> Task brief: Extract, exactly, the lines from the line containing "Recreate this image" to the line containing "import React from", with both lines included and any pictures left out.
■ ■ ■ ■ ■
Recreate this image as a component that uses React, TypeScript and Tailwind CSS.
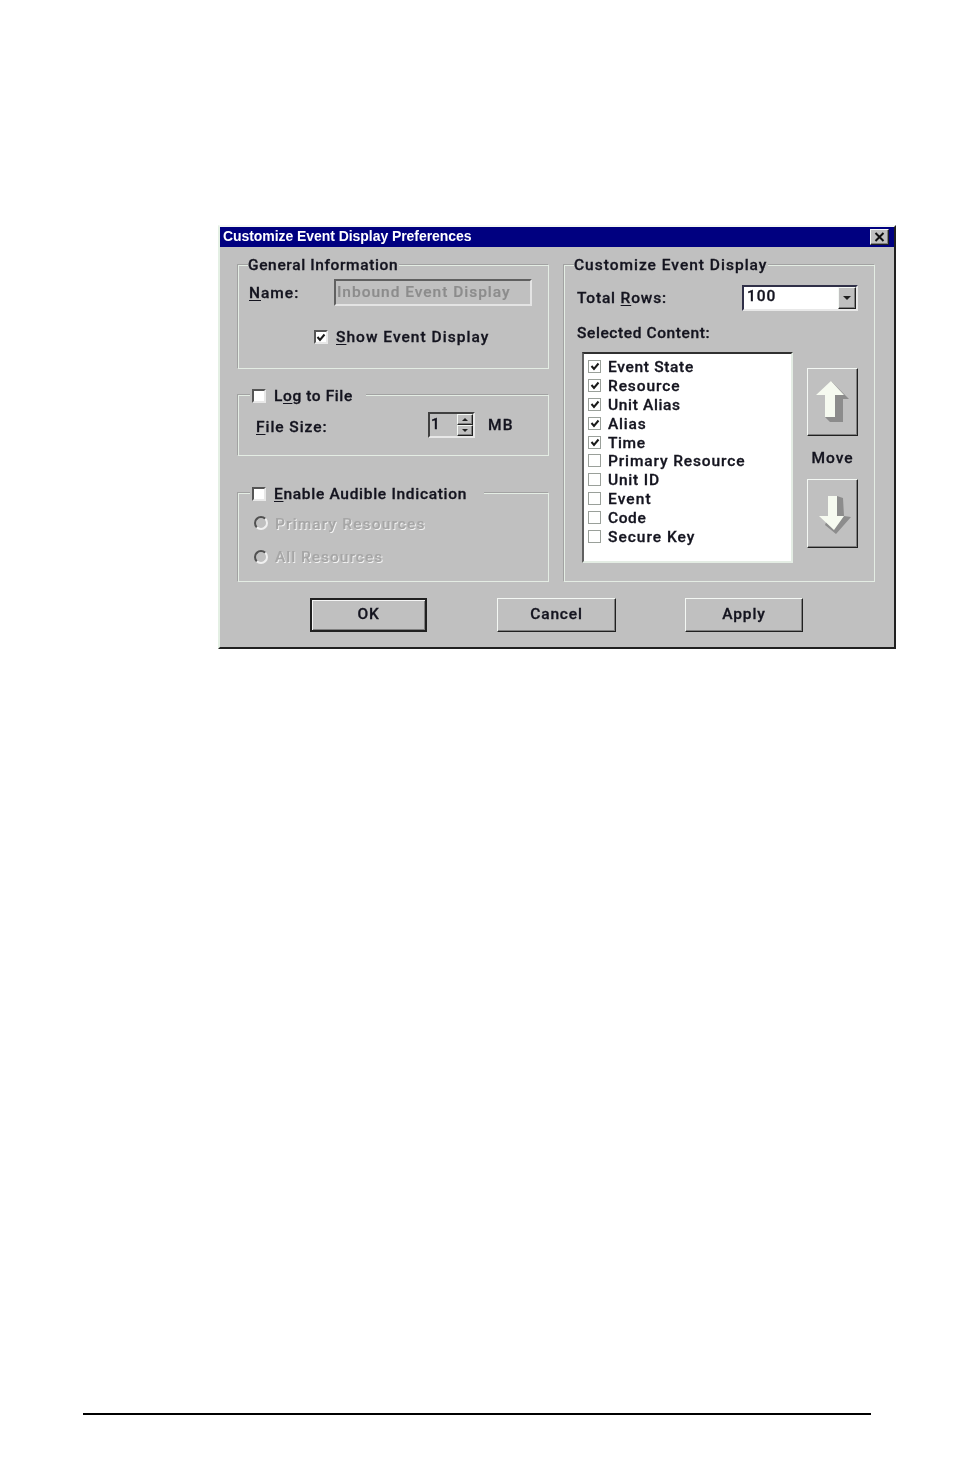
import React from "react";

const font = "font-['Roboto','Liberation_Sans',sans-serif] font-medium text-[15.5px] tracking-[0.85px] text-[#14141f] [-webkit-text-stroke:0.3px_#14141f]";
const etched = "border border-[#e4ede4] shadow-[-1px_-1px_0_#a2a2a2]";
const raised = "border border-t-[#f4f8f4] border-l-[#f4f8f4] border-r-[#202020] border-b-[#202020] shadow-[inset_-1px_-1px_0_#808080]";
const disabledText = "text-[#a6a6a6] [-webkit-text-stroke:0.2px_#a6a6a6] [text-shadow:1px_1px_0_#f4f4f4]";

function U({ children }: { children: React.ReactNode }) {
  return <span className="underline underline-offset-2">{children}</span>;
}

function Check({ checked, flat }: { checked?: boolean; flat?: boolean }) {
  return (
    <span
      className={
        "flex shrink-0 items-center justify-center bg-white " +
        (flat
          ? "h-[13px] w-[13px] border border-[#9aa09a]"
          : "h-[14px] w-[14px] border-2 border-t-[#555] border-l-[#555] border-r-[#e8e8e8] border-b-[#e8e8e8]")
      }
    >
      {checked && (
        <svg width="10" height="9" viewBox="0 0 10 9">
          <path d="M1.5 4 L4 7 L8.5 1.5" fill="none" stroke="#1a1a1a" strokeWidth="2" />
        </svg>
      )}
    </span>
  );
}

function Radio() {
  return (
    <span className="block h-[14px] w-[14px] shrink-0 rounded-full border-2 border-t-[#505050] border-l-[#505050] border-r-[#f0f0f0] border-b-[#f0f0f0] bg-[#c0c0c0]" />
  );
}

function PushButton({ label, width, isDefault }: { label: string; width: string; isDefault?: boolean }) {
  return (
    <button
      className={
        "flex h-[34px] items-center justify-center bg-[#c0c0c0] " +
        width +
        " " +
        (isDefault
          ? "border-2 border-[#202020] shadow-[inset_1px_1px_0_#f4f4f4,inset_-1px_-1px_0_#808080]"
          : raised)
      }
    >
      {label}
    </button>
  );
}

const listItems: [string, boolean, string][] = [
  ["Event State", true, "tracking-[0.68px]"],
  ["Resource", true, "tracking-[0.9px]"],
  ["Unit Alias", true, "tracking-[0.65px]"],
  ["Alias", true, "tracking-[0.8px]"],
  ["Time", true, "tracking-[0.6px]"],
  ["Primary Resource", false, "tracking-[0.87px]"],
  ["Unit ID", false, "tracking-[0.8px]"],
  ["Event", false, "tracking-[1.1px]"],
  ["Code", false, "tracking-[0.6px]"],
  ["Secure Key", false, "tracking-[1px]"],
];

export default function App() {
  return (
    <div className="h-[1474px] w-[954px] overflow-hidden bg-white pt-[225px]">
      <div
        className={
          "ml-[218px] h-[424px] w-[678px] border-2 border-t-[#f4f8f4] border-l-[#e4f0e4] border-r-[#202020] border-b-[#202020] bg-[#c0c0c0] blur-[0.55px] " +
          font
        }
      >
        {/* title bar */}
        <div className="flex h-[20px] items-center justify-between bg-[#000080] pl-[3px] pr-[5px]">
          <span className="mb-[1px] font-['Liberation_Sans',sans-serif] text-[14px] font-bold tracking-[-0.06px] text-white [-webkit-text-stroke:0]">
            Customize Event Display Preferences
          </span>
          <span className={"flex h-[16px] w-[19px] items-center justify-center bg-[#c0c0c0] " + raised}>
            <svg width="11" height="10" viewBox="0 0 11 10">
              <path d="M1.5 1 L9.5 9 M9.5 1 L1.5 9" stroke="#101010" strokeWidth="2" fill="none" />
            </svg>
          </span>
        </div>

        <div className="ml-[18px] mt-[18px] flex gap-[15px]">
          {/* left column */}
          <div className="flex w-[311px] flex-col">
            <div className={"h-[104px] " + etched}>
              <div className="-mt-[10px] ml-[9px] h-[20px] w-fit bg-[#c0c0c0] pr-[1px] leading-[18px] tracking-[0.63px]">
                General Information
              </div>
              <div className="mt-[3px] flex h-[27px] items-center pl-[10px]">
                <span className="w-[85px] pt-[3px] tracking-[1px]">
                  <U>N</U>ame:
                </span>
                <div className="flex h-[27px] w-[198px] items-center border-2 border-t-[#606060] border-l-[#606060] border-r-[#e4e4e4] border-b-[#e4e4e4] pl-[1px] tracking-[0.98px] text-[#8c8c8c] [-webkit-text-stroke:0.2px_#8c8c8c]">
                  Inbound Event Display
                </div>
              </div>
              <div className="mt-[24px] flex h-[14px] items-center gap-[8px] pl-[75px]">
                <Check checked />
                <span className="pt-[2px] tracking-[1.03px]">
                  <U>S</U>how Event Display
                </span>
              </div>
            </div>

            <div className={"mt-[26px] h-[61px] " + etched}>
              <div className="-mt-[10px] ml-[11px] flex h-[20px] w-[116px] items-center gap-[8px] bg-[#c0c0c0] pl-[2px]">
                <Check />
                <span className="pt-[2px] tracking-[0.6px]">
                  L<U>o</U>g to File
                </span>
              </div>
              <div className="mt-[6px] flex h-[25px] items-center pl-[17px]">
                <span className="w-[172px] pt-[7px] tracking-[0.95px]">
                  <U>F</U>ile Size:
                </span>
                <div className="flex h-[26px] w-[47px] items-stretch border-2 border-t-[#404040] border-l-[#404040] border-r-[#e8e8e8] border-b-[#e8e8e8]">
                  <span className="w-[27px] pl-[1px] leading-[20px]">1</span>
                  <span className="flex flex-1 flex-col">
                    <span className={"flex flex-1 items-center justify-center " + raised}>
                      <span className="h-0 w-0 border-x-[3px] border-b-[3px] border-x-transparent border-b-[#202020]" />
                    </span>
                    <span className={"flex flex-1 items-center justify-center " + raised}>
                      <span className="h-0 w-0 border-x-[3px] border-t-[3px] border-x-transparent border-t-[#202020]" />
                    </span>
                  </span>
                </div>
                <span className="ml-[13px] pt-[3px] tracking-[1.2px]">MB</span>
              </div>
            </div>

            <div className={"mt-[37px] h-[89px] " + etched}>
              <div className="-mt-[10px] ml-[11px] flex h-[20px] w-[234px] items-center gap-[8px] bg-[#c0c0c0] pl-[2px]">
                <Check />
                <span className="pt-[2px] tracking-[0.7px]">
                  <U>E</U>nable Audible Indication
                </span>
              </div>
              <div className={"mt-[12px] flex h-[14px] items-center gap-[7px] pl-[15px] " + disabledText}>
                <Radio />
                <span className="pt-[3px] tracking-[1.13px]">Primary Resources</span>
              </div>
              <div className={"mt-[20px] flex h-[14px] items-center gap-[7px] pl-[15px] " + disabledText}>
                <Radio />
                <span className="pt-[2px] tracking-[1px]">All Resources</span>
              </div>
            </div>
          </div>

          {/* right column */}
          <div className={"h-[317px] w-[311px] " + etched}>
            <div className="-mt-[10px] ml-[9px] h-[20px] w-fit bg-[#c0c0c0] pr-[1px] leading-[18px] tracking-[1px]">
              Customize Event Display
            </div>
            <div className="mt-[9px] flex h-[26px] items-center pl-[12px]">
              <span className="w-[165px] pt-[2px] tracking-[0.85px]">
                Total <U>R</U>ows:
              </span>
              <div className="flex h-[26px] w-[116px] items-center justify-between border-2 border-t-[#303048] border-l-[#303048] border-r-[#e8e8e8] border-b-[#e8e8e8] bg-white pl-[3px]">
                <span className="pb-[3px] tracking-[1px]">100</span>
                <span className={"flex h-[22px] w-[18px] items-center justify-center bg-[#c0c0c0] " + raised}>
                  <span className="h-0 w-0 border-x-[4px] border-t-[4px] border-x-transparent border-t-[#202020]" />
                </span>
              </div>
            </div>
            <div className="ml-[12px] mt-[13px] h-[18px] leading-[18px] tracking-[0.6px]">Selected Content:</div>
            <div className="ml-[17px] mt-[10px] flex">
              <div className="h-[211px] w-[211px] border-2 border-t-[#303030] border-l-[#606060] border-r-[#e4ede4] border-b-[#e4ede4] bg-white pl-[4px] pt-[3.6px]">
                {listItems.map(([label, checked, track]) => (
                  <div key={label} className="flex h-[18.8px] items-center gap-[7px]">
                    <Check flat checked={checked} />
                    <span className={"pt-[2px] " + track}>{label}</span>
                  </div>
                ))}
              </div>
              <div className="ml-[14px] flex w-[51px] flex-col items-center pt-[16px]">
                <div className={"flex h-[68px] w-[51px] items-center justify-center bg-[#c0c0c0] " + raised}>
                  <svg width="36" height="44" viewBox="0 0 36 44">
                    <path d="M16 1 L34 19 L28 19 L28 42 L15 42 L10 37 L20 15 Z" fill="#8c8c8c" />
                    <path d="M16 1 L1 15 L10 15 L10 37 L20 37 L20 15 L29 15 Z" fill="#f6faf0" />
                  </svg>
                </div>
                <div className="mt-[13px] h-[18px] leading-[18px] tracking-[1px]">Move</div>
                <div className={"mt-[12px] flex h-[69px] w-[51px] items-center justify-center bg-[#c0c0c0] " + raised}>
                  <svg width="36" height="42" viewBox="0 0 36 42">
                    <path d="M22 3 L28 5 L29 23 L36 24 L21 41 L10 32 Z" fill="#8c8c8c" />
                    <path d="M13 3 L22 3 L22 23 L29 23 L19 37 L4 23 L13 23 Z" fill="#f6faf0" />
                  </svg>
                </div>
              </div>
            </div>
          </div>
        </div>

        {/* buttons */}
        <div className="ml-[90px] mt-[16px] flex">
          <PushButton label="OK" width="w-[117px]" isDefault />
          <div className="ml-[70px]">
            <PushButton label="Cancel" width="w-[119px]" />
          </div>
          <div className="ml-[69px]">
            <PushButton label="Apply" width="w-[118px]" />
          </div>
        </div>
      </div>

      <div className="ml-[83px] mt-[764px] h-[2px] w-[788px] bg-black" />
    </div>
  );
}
■ ■ ■ ■ ■
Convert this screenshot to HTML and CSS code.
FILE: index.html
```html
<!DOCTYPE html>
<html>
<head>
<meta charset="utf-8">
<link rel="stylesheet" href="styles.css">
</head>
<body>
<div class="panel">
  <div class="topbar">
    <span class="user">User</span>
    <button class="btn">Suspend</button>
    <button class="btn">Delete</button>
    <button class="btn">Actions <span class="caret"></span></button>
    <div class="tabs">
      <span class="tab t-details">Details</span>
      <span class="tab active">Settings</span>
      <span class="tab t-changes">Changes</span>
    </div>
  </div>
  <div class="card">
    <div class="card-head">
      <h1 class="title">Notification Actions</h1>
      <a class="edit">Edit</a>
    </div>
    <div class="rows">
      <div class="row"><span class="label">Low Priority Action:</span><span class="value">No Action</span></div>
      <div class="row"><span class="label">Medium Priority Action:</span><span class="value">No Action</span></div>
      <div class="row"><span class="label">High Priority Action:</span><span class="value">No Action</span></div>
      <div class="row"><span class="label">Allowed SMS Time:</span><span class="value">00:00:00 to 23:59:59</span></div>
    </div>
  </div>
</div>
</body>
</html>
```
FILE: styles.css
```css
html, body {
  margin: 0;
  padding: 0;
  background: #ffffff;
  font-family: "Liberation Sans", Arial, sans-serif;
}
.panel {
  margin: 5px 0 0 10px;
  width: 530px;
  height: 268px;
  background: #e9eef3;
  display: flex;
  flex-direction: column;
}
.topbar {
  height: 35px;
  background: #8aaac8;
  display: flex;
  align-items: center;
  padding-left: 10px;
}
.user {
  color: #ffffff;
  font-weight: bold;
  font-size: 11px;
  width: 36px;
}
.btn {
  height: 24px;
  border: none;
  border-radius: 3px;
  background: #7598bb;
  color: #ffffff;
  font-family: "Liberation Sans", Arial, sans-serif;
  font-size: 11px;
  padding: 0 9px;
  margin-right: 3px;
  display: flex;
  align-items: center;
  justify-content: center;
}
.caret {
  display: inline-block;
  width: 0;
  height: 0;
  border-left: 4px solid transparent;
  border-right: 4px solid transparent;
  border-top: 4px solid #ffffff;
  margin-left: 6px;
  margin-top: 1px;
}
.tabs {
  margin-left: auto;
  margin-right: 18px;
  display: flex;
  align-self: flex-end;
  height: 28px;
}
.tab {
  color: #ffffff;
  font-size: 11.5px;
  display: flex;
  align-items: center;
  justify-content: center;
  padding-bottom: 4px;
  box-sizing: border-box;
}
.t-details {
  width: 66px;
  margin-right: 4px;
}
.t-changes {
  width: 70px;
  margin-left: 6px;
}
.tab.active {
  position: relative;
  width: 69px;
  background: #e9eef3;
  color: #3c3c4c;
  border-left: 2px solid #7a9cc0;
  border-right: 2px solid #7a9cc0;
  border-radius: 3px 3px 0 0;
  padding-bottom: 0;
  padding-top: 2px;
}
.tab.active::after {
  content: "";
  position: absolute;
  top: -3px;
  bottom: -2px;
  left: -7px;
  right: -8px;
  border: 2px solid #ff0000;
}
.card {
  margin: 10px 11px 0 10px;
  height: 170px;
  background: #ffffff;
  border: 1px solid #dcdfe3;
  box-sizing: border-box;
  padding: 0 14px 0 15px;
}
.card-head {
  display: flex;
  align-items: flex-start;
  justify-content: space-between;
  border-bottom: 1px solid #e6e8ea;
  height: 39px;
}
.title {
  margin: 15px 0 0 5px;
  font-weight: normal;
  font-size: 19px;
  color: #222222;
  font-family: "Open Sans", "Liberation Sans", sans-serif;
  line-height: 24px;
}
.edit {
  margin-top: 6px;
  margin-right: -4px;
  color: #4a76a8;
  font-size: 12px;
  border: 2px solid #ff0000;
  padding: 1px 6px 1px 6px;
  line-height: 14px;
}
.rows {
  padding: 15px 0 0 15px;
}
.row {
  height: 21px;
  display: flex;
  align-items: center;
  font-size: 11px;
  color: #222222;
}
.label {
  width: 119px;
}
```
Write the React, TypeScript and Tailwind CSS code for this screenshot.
■ ■ ■ ■ ■
> Solution:
Recreate this image as a component that uses React, TypeScript and Tailwind CSS.
import React from "react";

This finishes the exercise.